Instagram works for some people, but it never quite worked for me. In all aspects of my life, I have the bad trait of comparing myself to others. Instagram, the platform that likes to sugar coat the daily lives of others around us, and the celebrities we ideolise, was thus, never a good use of my time. However, it took several years for me to realise that.
I used to love Instagram for being able to see parts of the world I haven’t yet explored; through travel accounts and immersive photography platforms. I also used to love it for cooking inspiration, art and fashion. Despite all its many uses, I have had to abandon it to prevent the comparisons I would always make – between their lives and my own. Comparison for me, has never helped me to achieve good mental health.

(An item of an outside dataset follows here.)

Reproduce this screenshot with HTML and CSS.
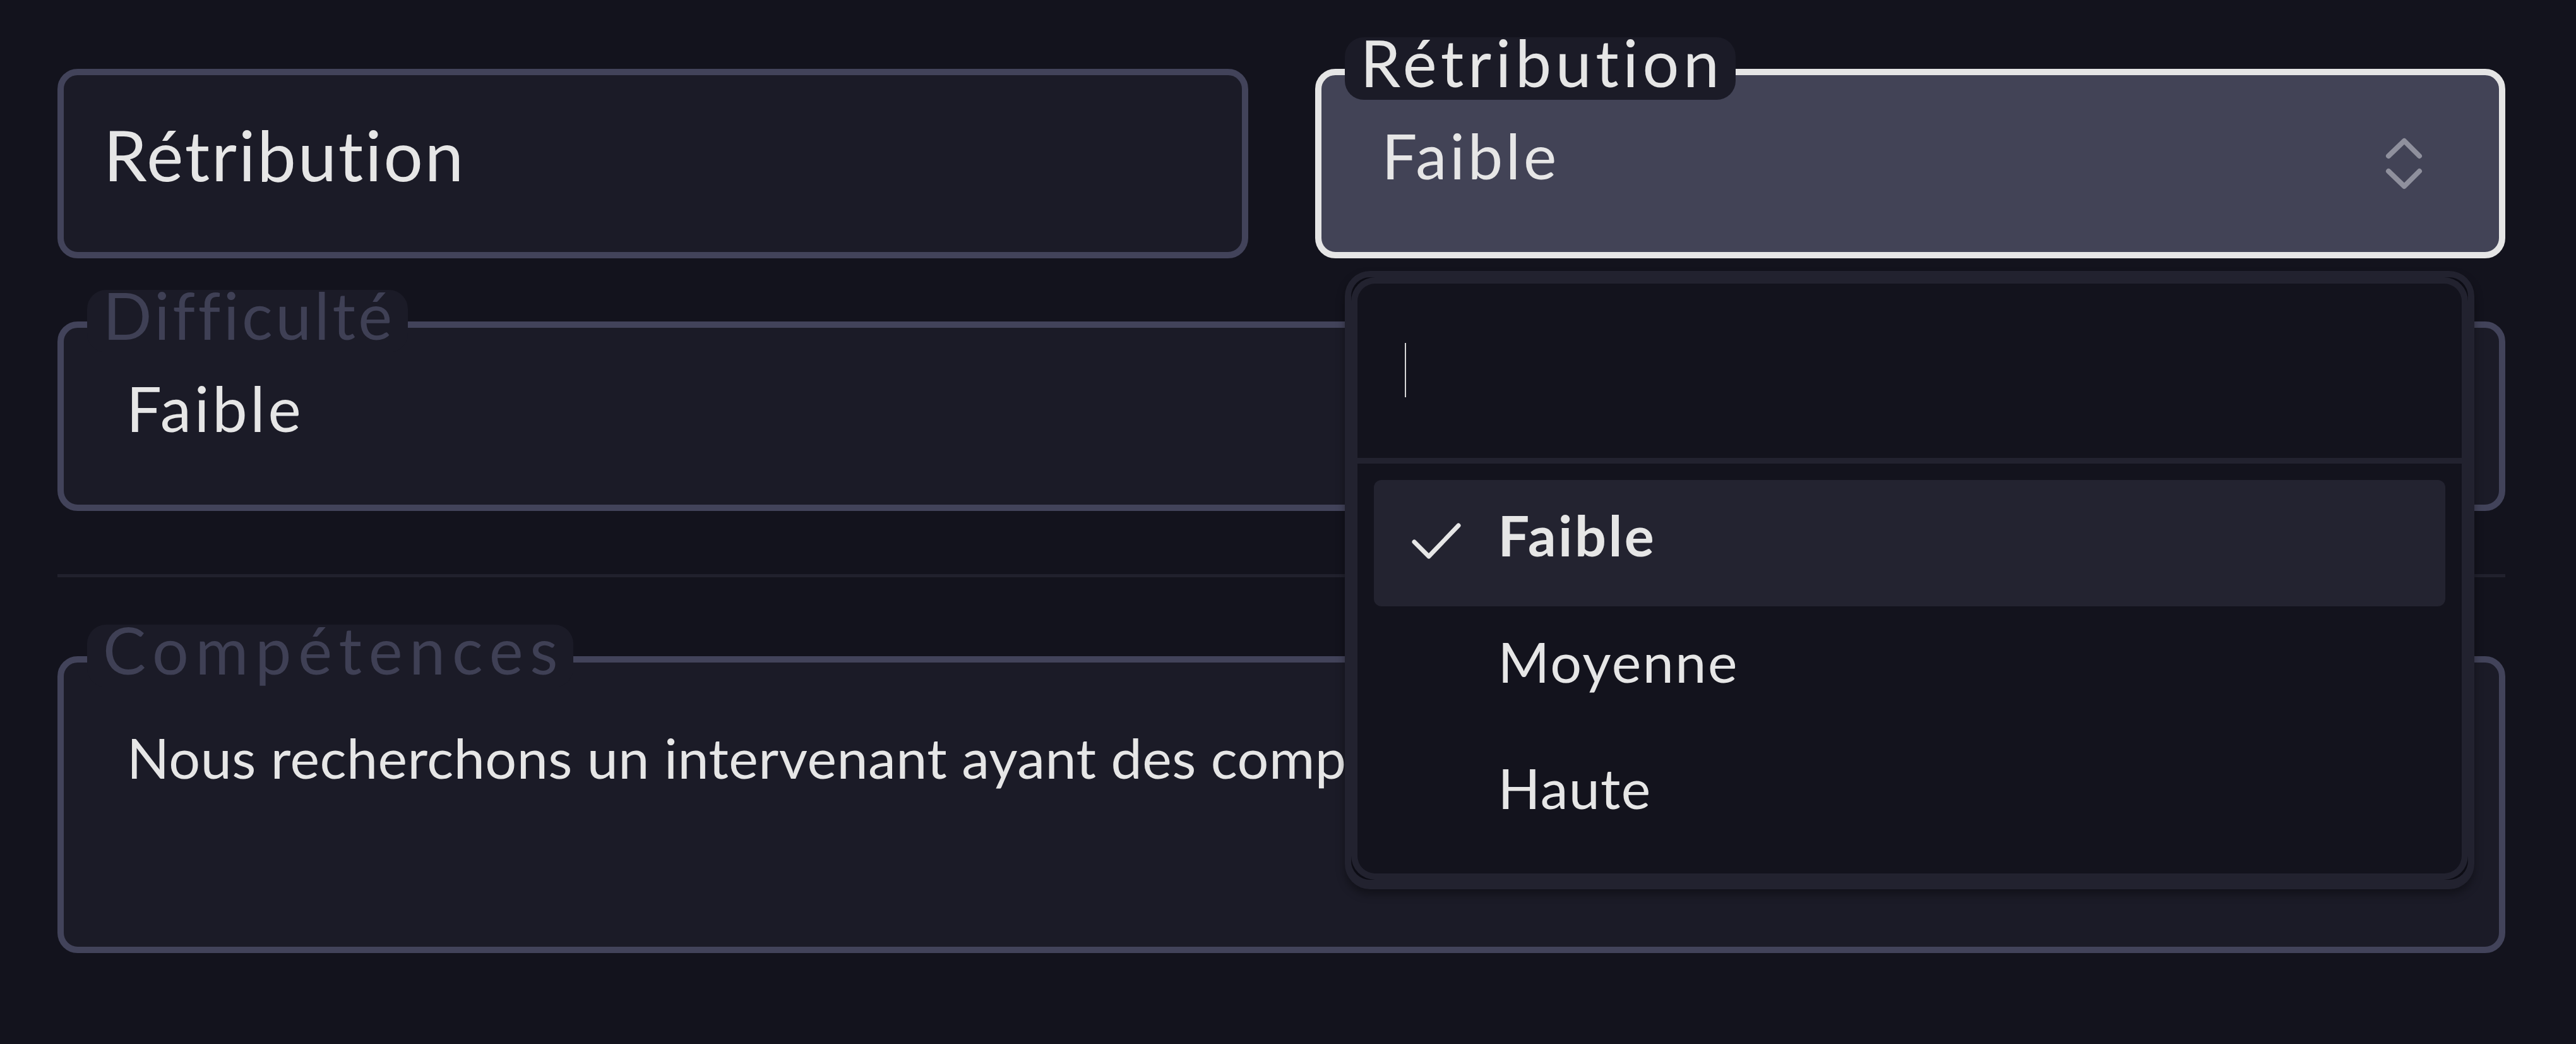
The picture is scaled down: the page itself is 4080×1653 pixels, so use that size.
FILE: index.html
```html
<!DOCTYPE html>
<html lang="fr">
<head>
<meta charset="utf-8">
<title>Formulaire</title>
<link rel="stylesheet" href="styles.css">
</head>
<body>
<div class="page">
  <div class="row">
    <div class="field field-empty">
      <span class="placeholder">Rétribution</span>
    </div>
    <div class="field field-focus">
      <span class="label label-focus">Rétribution</span>
      <span class="value">Faible</span>
      <svg class="chevrons" width="60" height="84" viewBox="0 0 60 84" aria-hidden="true">
        <path d="M5 30 L30 6 L54 30" />
        <path d="M5 54 L30 78 L54 54" />
      </svg>
      <div class="menu">
        <div class="menu-mid">
          <div class="menu-inner">
            <div class="search"><span class="caret"></span></div>
            <div class="sep"></div>
            <ul class="options">
              <li class="option selected">
                <span class="check-slot">
                  <svg class="check" width="80" height="60" viewBox="0 0 80 60" aria-hidden="true">
                    <path d="M4 30 L27 53 L74 4" />
                  </svg>
                </span>
                <span class="option-text">Faible</span>
              </li>
              <li class="option">
                <span class="check-slot"></span>
                <span class="option-text">Moyenne</span>
              </li>
              <li class="option option-short">
                <span class="check-slot"></span>
                <span class="option-text">Haute</span>
              </li>
            </ul>
          </div>
        </div>
      </div>
    </div>
  </div>

  <div class="field field-wide">
    <span class="label label-difficulty">Difficulté</span>
    <span class="value">Faible</span>
  </div>

  <hr class="divider">

  <div class="field field-area">
    <span class="label label-skills">Compétences</span>
    <p class="area-text">Nous recherchons un intervenant ayant des compétences en gestion de projet.</p>
  </div>
</div>
</body>
</html>
```

FILE: styles.css
```css
* {
  box-sizing: border-box;
}

html, body {
  margin: 0;
  background: #13131d;
}

body {
  font-family: Lato, "Liberation Sans", sans-serif;
  font-variant-ligatures: none;
  letter-spacing: 0.03em;
  color: #e6e6e6;
}

.page {
  padding: 109px 112px 144px 91px;
}

.row {
  display: grid;
  grid-template-columns: 1fr 1fr;
  column-gap: 106px;
}

.field {
  position: relative;
  height: 300px;
  border: 10px solid #42435a;
  border-radius: 32px;
  background: #1b1b27;
}

.field-empty {
  padding: 59px 0 0 63px;
}

.placeholder {
  display: block;
  font-size: 110px;
  line-height: 1.2;
  letter-spacing: 0.026em;
  color: #e6e6e6;
}

.field-focus {
  display: flex;
  justify-content: space-between;
  align-items: flex-start;
  padding: 68px 120px 0 96px;
  border-color: #e5e5e5;
  background: #424356;
}

.value {
  font-size: 99px;
  line-height: 1.2;
  letter-spacing: 0.048em;
  color: #e6e6e6;
}

.chevrons {
  display: block;
  margin-top: 30px;
  fill: none;
  stroke: #8f909d;
  stroke-width: 8;
  stroke-linecap: round;
  stroke-linejoin: round;
}

.label {
  position: absolute;
  top: -60px;
  left: 37px;
  height: 99px;
  padding: 0 20px 19px 25px;
  font-size: 102px;
  line-height: 80px;
  letter-spacing: 0.065em;
  white-space: nowrap;
  background: #1b1b27;
  border-radius: 30px;
  color: #3f4055;
}

.label-focus {
  color: #e6e6e6;
}

.label-difficulty {
  letter-spacing: 0.045em;
}

.label-skills {
  letter-spacing: 0.106em;
  padding-right: 14px;
}

/* dropdown menu */
.menu {
  position: absolute;
  top: 310px;
  left: 37px;
  width: 1789px;
  z-index: 10;
  padding: 10px 10px 15px;
  background: #22222f;
  border-radius: 40px;
  box-shadow: 0 8px 14px rgba(0, 0, 0, 0.35);
}

.menu-mid {
  padding: 10px;
  background: #0c0c14;
  border-radius: 30px;
}

.menu-inner {
  background: #13131d;
  border-radius: 28px;
  box-shadow: 0 0 0 10px #22222f;
}

.search {
  height: 276px;
  padding: 94px 0 0 75px;
}

.caret {
  display: block;
  width: 2px;
  height: 86px;
  background: #d6d6d6;
}

.sep {
  height: 9px;
  background: #22222f;
}

.options {
  list-style: none;
  margin: 0;
  padding: 26px 26px 23px;
}

.option {
  display: flex;
  align-items: flex-start;
  height: 200px;
  padding-left: 60px;
  border-radius: 12px;
  font-size: 88px;
  line-height: 1.2;
  letter-spacing: 0.028em;
  color: #e6e6e6;
}

.option-short {
  letter-spacing: 0.015em;
}

.option.selected {
  background: #232330;
  font-weight: 700;
  letter-spacing: 0.04em;
}

.check-slot {
  flex: none;
  width: 80px;
  height: 60px;
  margin-top: 68px;
  margin-right: 57px;
}

.check {
  display: block;
  fill: none;
  stroke: #e6e6e6;
  stroke-width: 7;
  stroke-linecap: round;
  stroke-linejoin: round;
}

.option-text {
  margin-top: 35px;
}

/* lower fields */
.field-wide {
  margin-top: 100px;
  padding: 68px 0 0 99px;
}

.divider {
  height: 5px;
  margin: 100px 0 0;
  border: 0;
  background: #21212d;
}

.field-area {
  height: 470px;
  margin-top: 125px;
  padding: 98px 0 0 100px;
}

.area-text {
  max-width: 1928px;
  margin: 0;
  font-size: 88px;
  line-height: 1.2;
  white-space: nowrap;
  overflow: hidden;
  color: #e6e6e6;
}
```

Additionally, in hindsight, I believe there is something dangerous about the platform. Either consciously, or subconsciously, it encourages us to boast about our lives, our clothes, our wealth and our fortune, whilst others can be left feeling as if they do not fit in with the culture it perpetuates. The more you have, it seems, the more you can post. Instagram and its culture of fostering “influencers,” bloggers and celebrities, pays homage to the tide of modern capitalism’s dream. Sponsored posts by those which we are infatuated by; bear the remnants of global capitalism and its longstanding legacy. We are encouraged to want and to buy.
But moreover, we are always encouraged to do things. To be constantly around people and then to boast about it. Instagram can be used as a platform to encourage certain conversations; about mental health, the environment and period poverty are to name just a few. But I feel that it is selective about the conversations it gives space to. It doesn’t talk about the social stigma that is still attached to loneliness, it is still a foreign social media phenomena to like being alone with yourself and to engage in simple things. It doesn’t allow for a simple, fulfilling life, this is something it will never be able to perpetuate.
It was a platform that I knew was not good for me in some ways, but one which I still used, partly because I felt compelled to. Everyone else uses it without a problem (or so it seems). I remember telling some people I had deleted it and them seeming genuinely shocked as they echoed, “but why” to my response. Well, this is exactly why.
I’m not saying this is what everyone should do – but it is something that has worked for me. I now spend most of my evenings huddled in bed with a book, which offers little room for me to form toxic, idealistic comparisons. But it is a way in which I can switch off from the real world, the blue screens and picture perfect lives of people I barely know.
Social media can be irrevocably useful and a tool for inspiration and connectivity. But it can also be a toxic one, showcasing picture perfect lives and the imaginary reality of daily lives which do not match up to our own.